◆ STATED TASK ◆
Leave out any picture and return the remaining listing below exactly as given.
───── INFORMATION SHOWN
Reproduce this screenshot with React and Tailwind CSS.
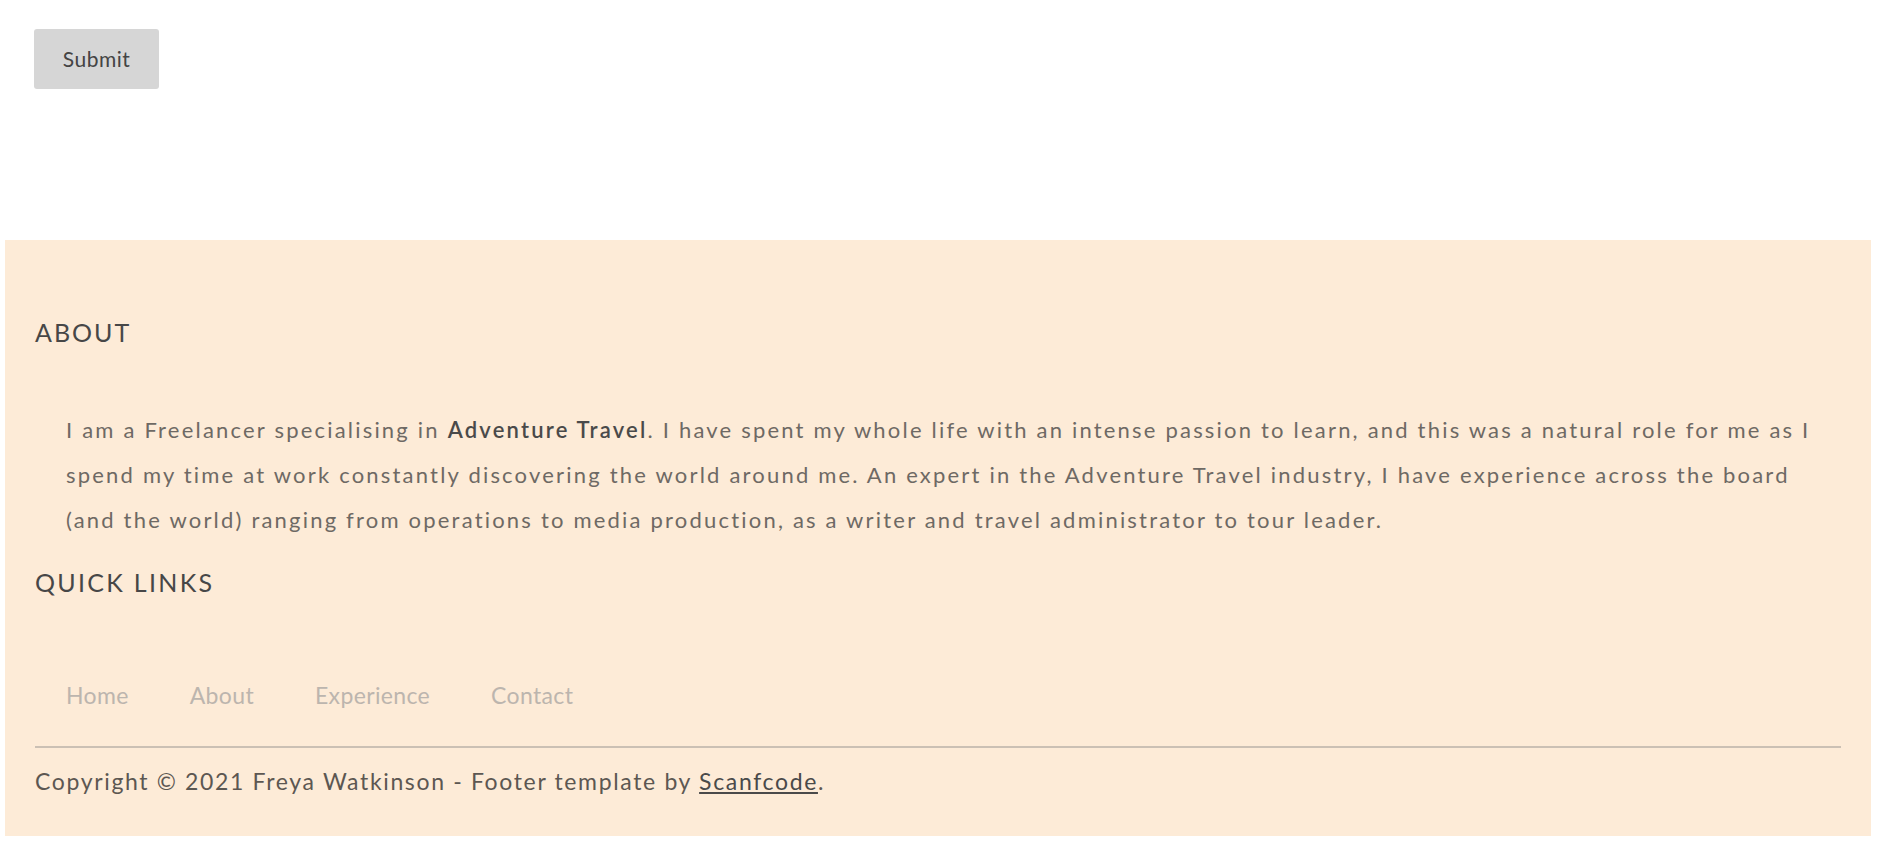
import React from "react";

const links = ["Home", "About", "Experience", "Contact"];

const App = () => {
  return (
    <div className="min-h-screen bg-white font-['Lato','Noto_Sans',sans-serif]">
      {/* form action */}
      <div className="pt-[29px] pl-[34px]">
        <button className="w-[125px] h-[60px] rounded-[3px] bg-[#d6d6d6] text-[21px] tracking-[0.5px] text-[#444]">
          Submit
        </button>
      </div>

      {/* footer */}
      <footer className="mt-[151px] ml-[5px] mr-[8px] bg-[#fdebd7] px-[30px] pt-[77px] pb-[40px]">
        <h3 className="text-[25px] leading-[30px] tracking-[2px] text-[#474747]">
          ABOUT
        </h3>
        <p className="mt-[60px] ml-[31px] text-[22px] leading-[45px] tracking-[2.2px] text-[#6e6964]">
          I am a Freelancer specialising in{" "}
          <span className="font-semibold text-[#4a4a4a]">Adventure Travel</span>.
          I have spent my whole life with an intense passion to learn, and this
          was a natural role for me as I spend my time at work constantly
          discovering the world around me. An expert in the Adventure Travel
          industry, I have experience across the board (and the world) ranging
          from operations to media production, as a writer and travel
          administrator to tour leader.
        </p>

        <h3 className="mt-[25px] text-[25px] leading-[30px] tracking-[2.3px] text-[#474747]">
          QUICK LINKS
        </h3>
        <ul className="mt-[83px] flex gap-[61px] pl-[31px]">
          {links.map((l) => (
            <li key={l}>
              <a href="#" className="text-[23px] leading-[30px] tracking-[0.35px] text-[#bcb5ae]">
                {l}
              </a>
            </li>
          ))}
        </ul>

        <hr className="mt-[36px] border-0 border-t-2 border-[#cbc0b4]" />

        <p className="mt-[18px] text-[23px] leading-[30px] tracking-[1.65px] text-[#5c5752]">
          Copyright © 2021 Freya Watkinson - Footer template by{" "}
          <a href="#" className="underline text-[#4a4a4a]">
            Scanfcode
          </a>
          .
        </p>
      </footer>
    </div>
  );
};

export default App;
──────────
◆ ANSWER TO THE EXERCISE ◆
Reproduce this screenshot with React and Tailwind CSS.
import React from "react";

const links = ["Home", "About", "Experience", "Contact"];

const App = () => {
  return (
    <div className="min-h-screen bg-white font-['Lato','Noto_Sans',sans-serif]">
      {/* form action */}
      <div className="pt-[29px] pl-[34px]">
        <button className="w-[125px] h-[60px] rounded-[3px] bg-[#d6d6d6] text-[21px] tracking-[0.5px] text-[#444]">
          Submit
        </button>
      </div>

      {/* footer */}
      <footer className="mt-[151px] ml-[5px] mr-[8px] bg-[#fdebd7] px-[30px] pt-[77px] pb-[40px]">
        <h3 className="text-[25px] leading-[30px] tracking-[2px] text-[#474747]">
          ABOUT
        </h3>
        <p className="mt-[60px] ml-[31px] text-[22px] leading-[45px] tracking-[2.2px] text-[#6e6964]">
          I am a Freelancer specialising in{" "}
          <span className="font-semibold text-[#4a4a4a]">Adventure Travel</span>.
          I have spent my whole life with an intense passion to learn, and this
          was a natural role for me as I spend my time at work constantly
          discovering the world around me. An expert in the Adventure Travel
          industry, I have experience across the board (and the world) ranging
          from operations to media production, as a writer and travel
          administrator to tour leader.
        </p>

        <h3 className="mt-[25px] text-[25px] leading-[30px] tracking-[2.3px] text-[#474747]">
          QUICK LINKS
        </h3>
        <ul className="mt-[83px] flex gap-[61px] pl-[31px]">
          {links.map((l) => (
            <li key={l}>
              <a href="#" className="text-[23px] leading-[30px] tracking-[0.35px] text-[#bcb5ae]">
                {l}
              </a>
            </li>
          ))}
        </ul>

        <hr className="mt-[36px] border-0 border-t-2 border-[#cbc0b4]" />

        <p className="mt-[18px] text-[23px] leading-[30px] tracking-[1.65px] text-[#5c5752]">
          Copyright © 2021 Freya Watkinson - Footer template by{" "}
          <a href="#" className="underline text-[#4a4a4a]">
            Scanfcode
          </a>
          .
        </p>
      </footer>
    </div>
  );
};

export default App;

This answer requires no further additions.